STATED PROBLEM: Set the listing down again in full, word for word, with the pictures left out.

[START OF TASK MATERIAL]

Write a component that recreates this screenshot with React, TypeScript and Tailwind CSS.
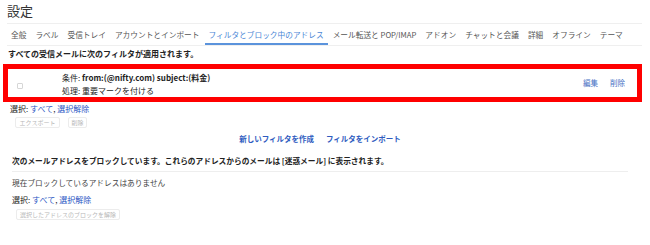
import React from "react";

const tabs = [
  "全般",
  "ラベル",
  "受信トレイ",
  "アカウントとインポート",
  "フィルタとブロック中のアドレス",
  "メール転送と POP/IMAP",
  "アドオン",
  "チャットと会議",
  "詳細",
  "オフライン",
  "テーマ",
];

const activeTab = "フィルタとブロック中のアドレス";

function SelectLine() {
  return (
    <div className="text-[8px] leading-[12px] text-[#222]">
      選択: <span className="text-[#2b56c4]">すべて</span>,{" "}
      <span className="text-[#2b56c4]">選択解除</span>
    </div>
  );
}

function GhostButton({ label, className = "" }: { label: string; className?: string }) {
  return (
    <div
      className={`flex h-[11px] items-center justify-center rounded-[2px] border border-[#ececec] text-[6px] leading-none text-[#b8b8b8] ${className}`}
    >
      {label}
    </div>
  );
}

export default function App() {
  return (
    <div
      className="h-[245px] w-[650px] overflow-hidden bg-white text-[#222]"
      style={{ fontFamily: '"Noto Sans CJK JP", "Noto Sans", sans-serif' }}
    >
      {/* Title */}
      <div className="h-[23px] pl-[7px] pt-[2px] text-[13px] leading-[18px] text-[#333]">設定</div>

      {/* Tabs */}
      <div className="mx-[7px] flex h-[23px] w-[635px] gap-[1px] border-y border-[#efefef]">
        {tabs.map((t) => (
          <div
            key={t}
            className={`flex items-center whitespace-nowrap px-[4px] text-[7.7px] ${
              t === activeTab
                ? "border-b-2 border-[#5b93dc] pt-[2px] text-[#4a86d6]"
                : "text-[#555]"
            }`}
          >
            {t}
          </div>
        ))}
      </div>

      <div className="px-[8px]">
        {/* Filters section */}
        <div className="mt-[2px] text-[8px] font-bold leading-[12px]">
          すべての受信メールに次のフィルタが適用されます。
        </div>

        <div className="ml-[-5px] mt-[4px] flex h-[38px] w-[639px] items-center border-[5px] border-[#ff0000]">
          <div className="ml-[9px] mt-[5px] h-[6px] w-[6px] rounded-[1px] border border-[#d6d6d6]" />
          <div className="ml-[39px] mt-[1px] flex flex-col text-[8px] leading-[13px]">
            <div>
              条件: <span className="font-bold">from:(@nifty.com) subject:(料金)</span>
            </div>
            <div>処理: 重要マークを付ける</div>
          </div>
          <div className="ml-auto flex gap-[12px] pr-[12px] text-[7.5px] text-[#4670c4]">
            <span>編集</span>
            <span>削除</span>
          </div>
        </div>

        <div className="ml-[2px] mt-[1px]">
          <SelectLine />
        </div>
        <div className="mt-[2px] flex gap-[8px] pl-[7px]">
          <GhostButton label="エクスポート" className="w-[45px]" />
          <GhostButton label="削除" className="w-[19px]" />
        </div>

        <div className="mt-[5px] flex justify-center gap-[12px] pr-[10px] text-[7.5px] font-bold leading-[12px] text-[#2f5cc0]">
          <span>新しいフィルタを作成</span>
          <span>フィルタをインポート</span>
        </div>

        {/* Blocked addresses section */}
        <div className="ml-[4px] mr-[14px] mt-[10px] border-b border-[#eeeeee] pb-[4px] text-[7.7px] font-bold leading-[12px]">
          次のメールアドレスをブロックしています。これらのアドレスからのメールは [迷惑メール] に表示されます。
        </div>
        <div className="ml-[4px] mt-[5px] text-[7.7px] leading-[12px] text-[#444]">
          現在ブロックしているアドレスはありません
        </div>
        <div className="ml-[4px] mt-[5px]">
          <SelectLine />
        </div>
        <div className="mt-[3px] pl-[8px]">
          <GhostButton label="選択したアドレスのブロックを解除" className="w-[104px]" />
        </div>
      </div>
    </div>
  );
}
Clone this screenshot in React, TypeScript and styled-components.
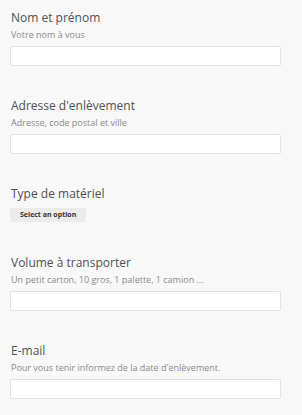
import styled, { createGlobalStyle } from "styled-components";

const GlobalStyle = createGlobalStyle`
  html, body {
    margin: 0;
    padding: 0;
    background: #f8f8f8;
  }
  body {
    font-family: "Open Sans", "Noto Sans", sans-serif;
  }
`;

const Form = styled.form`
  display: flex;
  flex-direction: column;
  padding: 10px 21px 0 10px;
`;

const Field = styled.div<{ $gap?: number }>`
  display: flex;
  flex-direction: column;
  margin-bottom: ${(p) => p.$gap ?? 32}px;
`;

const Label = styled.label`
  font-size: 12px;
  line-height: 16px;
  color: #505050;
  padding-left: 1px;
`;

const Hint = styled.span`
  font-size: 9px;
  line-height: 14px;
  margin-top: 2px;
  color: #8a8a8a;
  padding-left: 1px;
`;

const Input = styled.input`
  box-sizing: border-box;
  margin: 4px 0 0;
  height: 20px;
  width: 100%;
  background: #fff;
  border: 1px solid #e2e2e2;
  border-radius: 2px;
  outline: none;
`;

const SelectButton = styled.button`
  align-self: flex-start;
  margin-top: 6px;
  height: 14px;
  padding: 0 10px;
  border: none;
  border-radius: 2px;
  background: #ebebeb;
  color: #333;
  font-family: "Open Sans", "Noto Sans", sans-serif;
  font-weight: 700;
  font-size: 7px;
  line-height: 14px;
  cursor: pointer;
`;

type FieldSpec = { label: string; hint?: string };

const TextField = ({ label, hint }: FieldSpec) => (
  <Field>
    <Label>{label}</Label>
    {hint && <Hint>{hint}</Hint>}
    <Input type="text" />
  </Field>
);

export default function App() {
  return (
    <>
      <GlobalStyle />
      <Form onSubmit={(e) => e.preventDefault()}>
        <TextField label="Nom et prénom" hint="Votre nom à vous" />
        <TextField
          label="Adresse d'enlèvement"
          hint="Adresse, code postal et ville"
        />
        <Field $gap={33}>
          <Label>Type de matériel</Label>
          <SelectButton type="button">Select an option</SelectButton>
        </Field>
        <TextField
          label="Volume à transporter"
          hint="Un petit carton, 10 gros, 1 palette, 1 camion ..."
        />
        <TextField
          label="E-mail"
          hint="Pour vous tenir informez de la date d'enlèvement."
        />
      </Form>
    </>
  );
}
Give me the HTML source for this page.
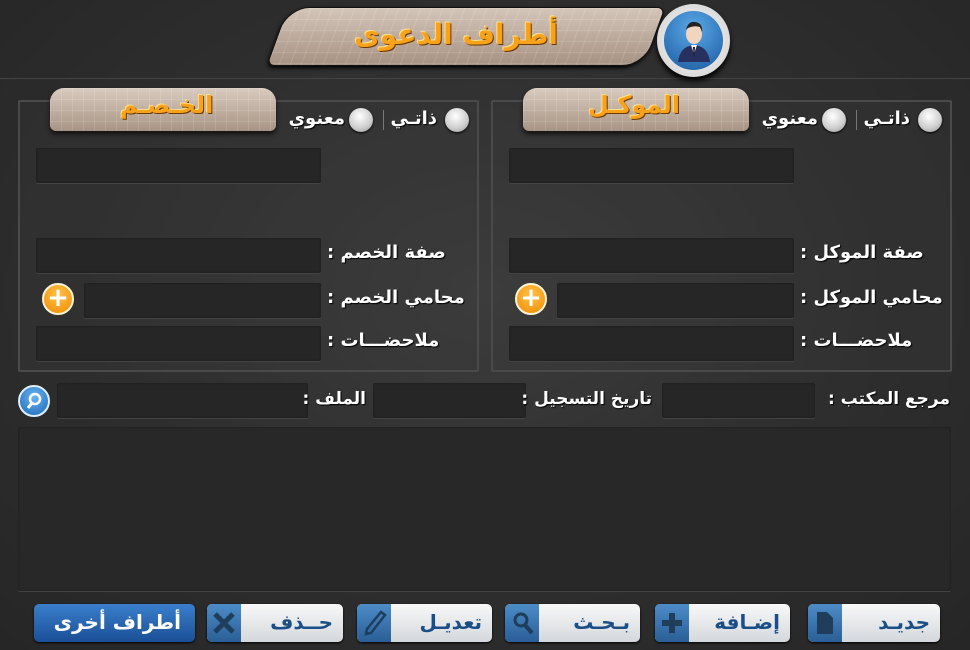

[END OF TASK MATERIAL]

TASK ANSWER:
Write a component that recreates this screenshot with React, TypeScript and Tailwind CSS.
import React from "react";

const tabs = [
  "全般",
  "ラベル",
  "受信トレイ",
  "アカウントとインポート",
  "フィルタとブロック中のアドレス",
  "メール転送と POP/IMAP",
  "アドオン",
  "チャットと会議",
  "詳細",
  "オフライン",
  "テーマ",
];

const activeTab = "フィルタとブロック中のアドレス";

function SelectLine() {
  return (
    <div className="text-[8px] leading-[12px] text-[#222]">
      選択: <span className="text-[#2b56c4]">すべて</span>,{" "}
      <span className="text-[#2b56c4]">選択解除</span>
    </div>
  );
}

function GhostButton({ label, className = "" }: { label: string; className?: string }) {
  return (
    <div
      className={`flex h-[11px] items-center justify-center rounded-[2px] border border-[#ececec] text-[6px] leading-none text-[#b8b8b8] ${className}`}
    >
      {label}
    </div>
  );
}

export default function App() {
  return (
    <div
      className="h-[245px] w-[650px] overflow-hidden bg-white text-[#222]"
      style={{ fontFamily: '"Noto Sans CJK JP", "Noto Sans", sans-serif' }}
    >
      {/* Title */}
      <div className="h-[23px] pl-[7px] pt-[2px] text-[13px] leading-[18px] text-[#333]">設定</div>

      {/* Tabs */}
      <div className="mx-[7px] flex h-[23px] w-[635px] gap-[1px] border-y border-[#efefef]">
        {tabs.map((t) => (
          <div
            key={t}
            className={`flex items-center whitespace-nowrap px-[4px] text-[7.7px] ${
              t === activeTab
                ? "border-b-2 border-[#5b93dc] pt-[2px] text-[#4a86d6]"
                : "text-[#555]"
            }`}
          >
            {t}
          </div>
        ))}
      </div>

      <div className="px-[8px]">
        {/* Filters section */}
        <div className="mt-[2px] text-[8px] font-bold leading-[12px]">
          すべての受信メールに次のフィルタが適用されます。
        </div>

        <div className="ml-[-5px] mt-[4px] flex h-[38px] w-[639px] items-center border-[5px] border-[#ff0000]">
          <div className="ml-[9px] mt-[5px] h-[6px] w-[6px] rounded-[1px] border border-[#d6d6d6]" />
          <div className="ml-[39px] mt-[1px] flex flex-col text-[8px] leading-[13px]">
            <div>
              条件: <span className="font-bold">from:(@nifty.com) subject:(料金)</span>
            </div>
            <div>処理: 重要マークを付ける</div>
          </div>
          <div className="ml-auto flex gap-[12px] pr-[12px] text-[7.5px] text-[#4670c4]">
            <span>編集</span>
            <span>削除</span>
          </div>
        </div>

        <div className="ml-[2px] mt-[1px]">
          <SelectLine />
        </div>
        <div className="mt-[2px] flex gap-[8px] pl-[7px]">
          <GhostButton label="エクスポート" className="w-[45px]" />
          <GhostButton label="削除" className="w-[19px]" />
        </div>

        <div className="mt-[5px] flex justify-center gap-[12px] pr-[10px] text-[7.5px] font-bold leading-[12px] text-[#2f5cc0]">
          <span>新しいフィルタを作成</span>
          <span>フィルタをインポート</span>
        </div>

        {/* Blocked addresses section */}
        <div className="ml-[4px] mr-[14px] mt-[10px] border-b border-[#eeeeee] pb-[4px] text-[7.7px] font-bold leading-[12px]">
          次のメールアドレスをブロックしています。これらのアドレスからのメールは [迷惑メール] に表示されます。
        </div>
        <div className="ml-[4px] mt-[5px] text-[7.7px] leading-[12px] text-[#444]">
          現在ブロックしているアドレスはありません
        </div>
        <div className="ml-[4px] mt-[5px]">
          <SelectLine />
        </div>
        <div className="mt-[3px] pl-[8px]">
          <GhostButton label="選択したアドレスのブロックを解除" className="w-[104px]" />
        </div>
      </div>
    </div>
  );
}
Clone this screenshot in React, TypeScript and styled-components.
import styled, { createGlobalStyle } from "styled-components";

const GlobalStyle = createGlobalStyle`
  html, body {
    margin: 0;
    padding: 0;
    background: #f8f8f8;
  }
  body {
    font-family: "Open Sans", "Noto Sans", sans-serif;
  }
`;

const Form = styled.form`
  display: flex;
  flex-direction: column;
  padding: 10px 21px 0 10px;
`;

const Field = styled.div<{ $gap?: number }>`
  display: flex;
  flex-direction: column;
  margin-bottom: ${(p) => p.$gap ?? 32}px;
`;

const Label = styled.label`
  font-size: 12px;
  line-height: 16px;
  color: #505050;
  padding-left: 1px;
`;

const Hint = styled.span`
  font-size: 9px;
  line-height: 14px;
  margin-top: 2px;
  color: #8a8a8a;
  padding-left: 1px;
`;

const Input = styled.input`
  box-sizing: border-box;
  margin: 4px 0 0;
  height: 20px;
  width: 100%;
  background: #fff;
  border: 1px solid #e2e2e2;
  border-radius: 2px;
  outline: none;
`;

const SelectButton = styled.button`
  align-self: flex-start;
  margin-top: 6px;
  height: 14px;
  padding: 0 10px;
  border: none;
  border-radius: 2px;
  background: #ebebeb;
  color: #333;
  font-family: "Open Sans", "Noto Sans", sans-serif;
  font-weight: 700;
  font-size: 7px;
  line-height: 14px;
  cursor: pointer;
`;

type FieldSpec = { label: string; hint?: string };

const TextField = ({ label, hint }: FieldSpec) => (
  <Field>
    <Label>{label}</Label>
    {hint && <Hint>{hint}</Hint>}
    <Input type="text" />
  </Field>
);

export default function App() {
  return (
    <>
      <GlobalStyle />
      <Form onSubmit={(e) => e.preventDefault()}>
        <TextField label="Nom et prénom" hint="Votre nom à vous" />
        <TextField
          label="Adresse d'enlèvement"
          hint="Adresse, code postal et ville"
        />
        <Field $gap={33}>
          <Label>Type de matériel</Label>
          <SelectButton type="button">Select an option</SelectButton>
        </Field>
        <TextField
          label="Volume à transporter"
          hint="Un petit carton, 10 gros, 1 palette, 1 camion ..."
        />
        <TextField
          label="E-mail"
          hint="Pour vous tenir informez de la date d'enlèvement."
        />
      </Form>
    </>
  );
}
Give me the HTML source for this page.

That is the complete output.